● **INPUT**
= = = =
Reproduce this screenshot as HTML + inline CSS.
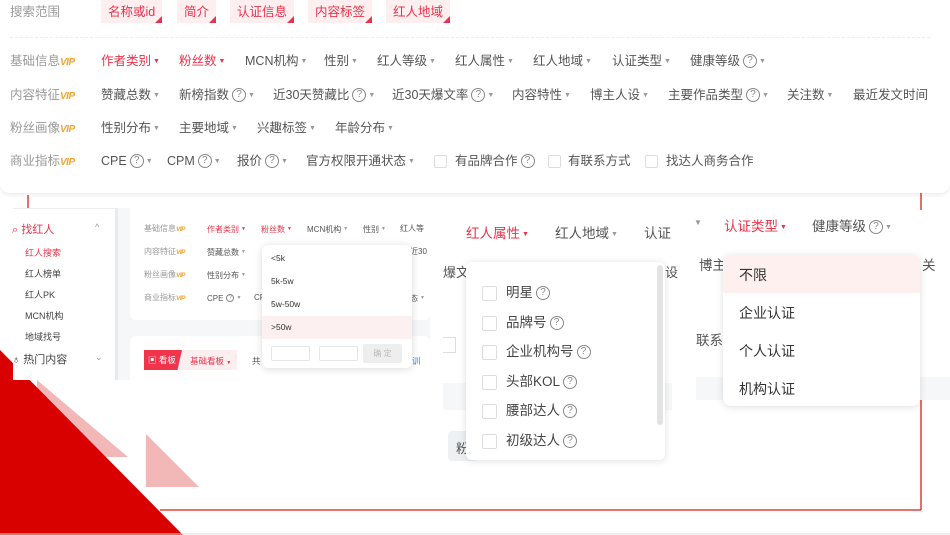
= = = =
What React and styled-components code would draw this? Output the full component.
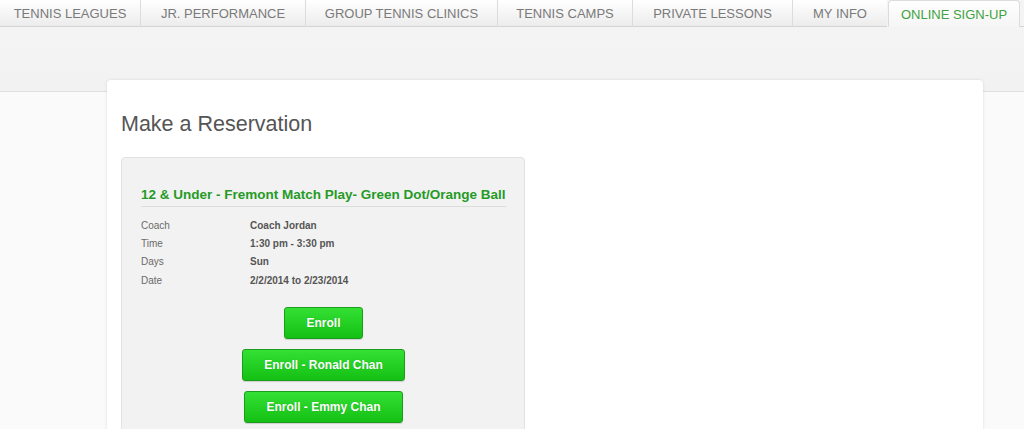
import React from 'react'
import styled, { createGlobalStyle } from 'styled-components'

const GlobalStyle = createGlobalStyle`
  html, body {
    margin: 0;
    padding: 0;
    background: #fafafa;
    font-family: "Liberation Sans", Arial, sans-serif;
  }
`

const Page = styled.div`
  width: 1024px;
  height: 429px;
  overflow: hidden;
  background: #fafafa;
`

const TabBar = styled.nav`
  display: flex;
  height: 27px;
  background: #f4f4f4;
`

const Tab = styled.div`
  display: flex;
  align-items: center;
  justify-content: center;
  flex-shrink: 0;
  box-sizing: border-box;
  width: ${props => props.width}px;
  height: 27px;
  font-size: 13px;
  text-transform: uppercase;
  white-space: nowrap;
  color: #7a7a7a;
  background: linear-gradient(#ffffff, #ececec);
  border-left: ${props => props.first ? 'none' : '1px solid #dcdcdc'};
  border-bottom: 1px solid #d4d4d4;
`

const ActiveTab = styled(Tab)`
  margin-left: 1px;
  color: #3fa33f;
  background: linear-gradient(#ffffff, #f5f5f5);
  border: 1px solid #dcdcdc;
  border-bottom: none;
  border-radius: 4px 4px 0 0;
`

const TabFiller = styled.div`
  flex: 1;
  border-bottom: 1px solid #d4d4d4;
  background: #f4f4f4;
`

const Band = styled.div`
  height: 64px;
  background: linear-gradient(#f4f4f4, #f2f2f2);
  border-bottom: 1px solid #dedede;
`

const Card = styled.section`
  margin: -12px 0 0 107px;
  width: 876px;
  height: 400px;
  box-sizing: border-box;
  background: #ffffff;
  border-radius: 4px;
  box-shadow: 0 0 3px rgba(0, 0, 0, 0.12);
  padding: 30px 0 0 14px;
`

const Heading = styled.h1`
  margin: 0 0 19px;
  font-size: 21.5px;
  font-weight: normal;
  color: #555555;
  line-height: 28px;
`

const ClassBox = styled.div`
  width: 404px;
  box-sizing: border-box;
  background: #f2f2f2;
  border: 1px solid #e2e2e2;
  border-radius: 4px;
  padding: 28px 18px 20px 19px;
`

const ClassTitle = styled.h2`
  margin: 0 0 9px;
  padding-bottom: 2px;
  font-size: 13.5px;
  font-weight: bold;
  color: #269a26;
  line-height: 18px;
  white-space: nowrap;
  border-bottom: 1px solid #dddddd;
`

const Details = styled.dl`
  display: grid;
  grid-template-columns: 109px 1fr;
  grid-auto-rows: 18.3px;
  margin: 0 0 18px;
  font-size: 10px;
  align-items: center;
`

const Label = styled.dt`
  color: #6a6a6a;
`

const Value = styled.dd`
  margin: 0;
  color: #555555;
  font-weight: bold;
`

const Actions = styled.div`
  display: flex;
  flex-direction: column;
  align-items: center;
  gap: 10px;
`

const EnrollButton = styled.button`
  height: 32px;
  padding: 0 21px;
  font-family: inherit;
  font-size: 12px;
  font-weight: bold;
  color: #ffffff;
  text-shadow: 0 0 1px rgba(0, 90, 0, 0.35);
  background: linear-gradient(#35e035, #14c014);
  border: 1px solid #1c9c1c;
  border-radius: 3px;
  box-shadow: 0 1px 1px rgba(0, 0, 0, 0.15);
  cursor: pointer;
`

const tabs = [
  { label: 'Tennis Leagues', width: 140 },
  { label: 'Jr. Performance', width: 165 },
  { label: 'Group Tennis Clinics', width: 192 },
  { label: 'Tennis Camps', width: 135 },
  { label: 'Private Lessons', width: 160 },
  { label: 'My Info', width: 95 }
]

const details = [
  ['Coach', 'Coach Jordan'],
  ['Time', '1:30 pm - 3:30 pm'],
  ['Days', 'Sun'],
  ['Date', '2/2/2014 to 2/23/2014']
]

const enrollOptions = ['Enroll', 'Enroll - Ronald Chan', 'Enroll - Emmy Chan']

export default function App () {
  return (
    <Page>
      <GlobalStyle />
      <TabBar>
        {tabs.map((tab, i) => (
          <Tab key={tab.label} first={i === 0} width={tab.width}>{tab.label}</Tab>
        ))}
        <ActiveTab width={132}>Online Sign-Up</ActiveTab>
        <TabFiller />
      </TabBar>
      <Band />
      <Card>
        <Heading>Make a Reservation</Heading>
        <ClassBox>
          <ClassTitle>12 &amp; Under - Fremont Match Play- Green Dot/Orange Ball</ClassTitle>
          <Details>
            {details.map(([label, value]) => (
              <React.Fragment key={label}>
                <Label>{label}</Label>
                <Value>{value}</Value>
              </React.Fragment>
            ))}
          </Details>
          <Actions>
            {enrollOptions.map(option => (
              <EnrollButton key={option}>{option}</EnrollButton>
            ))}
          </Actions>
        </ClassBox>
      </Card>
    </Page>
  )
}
= = = =
Identify each line holding the string "components", and copy it out.

● **ANSWER TO THIS PROBLEM**
What React and styled-components code would draw this? Output the full component.
import styled, { createGlobalStyle } from 'styled-components'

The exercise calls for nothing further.